Real estate is an admittedly slow and illiquid asset, but it isn't in every postwar cycle that tall buildings collapse on the heads of the billionaires who own them. Recently, David Shulman of Salomon Brothers predicted that the slump in commercial real estate may last, in some regions, until the end of the decade and that it will be 12 years before the national office vacancy rate returns to 5% from about 20% today [1992]. To equity investors who have become accustomed to measuring bear markets in terms of days, weeks or months, such a thing is almost beyond imagining.

Precedent is on Shulman's side, however, and the documentary evidence is available at the New York Public Library. One instructive story is that of the Equitable Building, 120 Broadway, a still-magnificent Wall Street skyscraper built in 1914-15. We've been reading up on the Equitable's past to try to reach a clearer understanding of the future. What we want to know is whether the real-estate-related credit cycle is over or ending, or, as Shulman and others suggest, still unfolding. The answer to that question is easy: It is still unfolding. H. Dale Hemmerdinger, a reader and New York City property owner, contends that years of misery lie ahead as long-term leases are replaced by new lower-cost leases. "costs are front-end loaded," Hemmerdinger says. "Even if the market turns tomorrow (which it won't), it will take me a long time to get rid of my free rent, of my $30 to $50 work letters, and I've got to get my rents up. In the meantime, my costs are still going up.... What Olympia & York is looking for is a short-term solution. I don't know how that works."

The period selected for this investigation was the last glacial, deflationary bear market in New York City real estate, that of the 1930s.
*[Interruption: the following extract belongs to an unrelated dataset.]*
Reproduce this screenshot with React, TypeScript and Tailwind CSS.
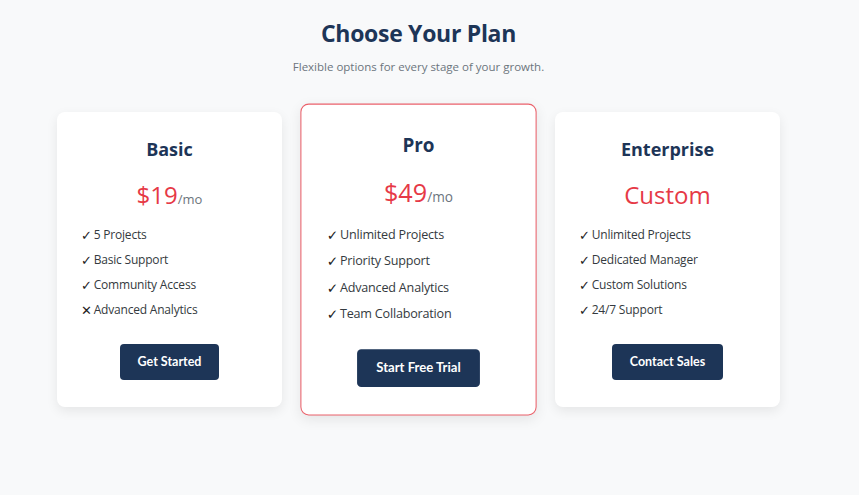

We skipped the 1970s near market because it was an inflationary downturn, one that featured rising commodity prices and expanding bank credit. In the Depression era, occupancy rates and interest rates fell, and chastened lenders hung back from committing new funds. It has been a little like that in the 1990s, too. What is most interesting about the Equitable story, however, is what happened in the long succession of disinflationary years between the alleged return of prosperity in 1933 and the U.S. entry into World War II in 1941. The company stumped through the Depression only to seek bankruptcy protection at a time of relative prosperity. For those who like to use the stock market as a leading indicator of business activity, the failure occurred some nine years after the Dow Jones Industrial Average made its all-time low.

We are relating this story because it helps to convey a sense of the rhythm of deflationary liquidation. It is slow motion, like a family reunion. If past is prologue, lessons from the 1930s may also apply to the 1990s (with certain modifications, of course, allowing for the mature welfare state, the full paper monetary standard and the possibility that the federal government may yet engineer a new inflation). For instance, construction activity will not make the hoped-for contribution to the next business expansion, real estate losses will continue to weigh on banks and life insurance companies, and the patience of newspaper readers will be sorely tested. Like the man who came to dinner, Paul Reichmann might move onto the pages of The Wall Street Journal indefinitely. He and his lenders and their lawyers may carp and cavil and negotiate into the next millennium (but - to strike a bullish note - not into the one after that).